One way I squeeze in books at school is by using picture books in my lessons...even with big kids! Middle schoolers probably won't admit it, but they still like picture books.  Since I don't get to read picture books as much as I'd like to with my own kids at bedtime anymore, I read them with my middle schoolers as parts of bigger lessons!

For example, I start my year off teaching elements of plot (exposition, rising action, climax, falling action, resolution).  But instead of jumping into a novel right away, or just having kids copy down definitions, we read a variety of picture books and create plot diagrams!  It is really easy for kids to see the elements of plot in a book that is only 32-pages long!

I especially like using Owl Babies by Martin Waddell for this lesson. It cracks me up when middle schoolers start repeating Bill's line: "I want my mummy!" over and over again!

Just recently, I read But I Read it on the Internet by Toni Buzzeo to my 8th graders.  It is a great book to read before starting an Internet-based research project!
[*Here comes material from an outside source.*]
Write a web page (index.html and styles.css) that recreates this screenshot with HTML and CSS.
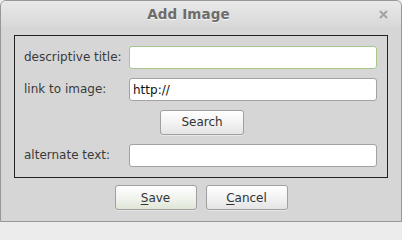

This book tells the story of a boy named Hunter who believes that the only place to find true facts is inside a good old-fashioned book, while his classmate, Carmen, is a believer in anything she sees on the Internet. They enjoyed the opportunity to be read aloud to - a few even came up and sat on the floor like younger kids do!  I chose to read this book to my kids as a kick-off lesson to teach about evaluating websites.  The students have been learning about argumentative essays (arguing comes SO naturally to 8th graders!), and will soon be crafting their own research-based argumentative essays.  We head into the library tomorrow to begin our research on various topics, so before I set them loose on the Internet, I want them to know how to determine which sites are reliable and which aren't so good.
Check out my full review on my "Book Reviews" tab!

Don't be afraid to use picture books with your older students!  There are so many great books out there and a clever teacher can find ways to tie them into larger lessons! Happy reading!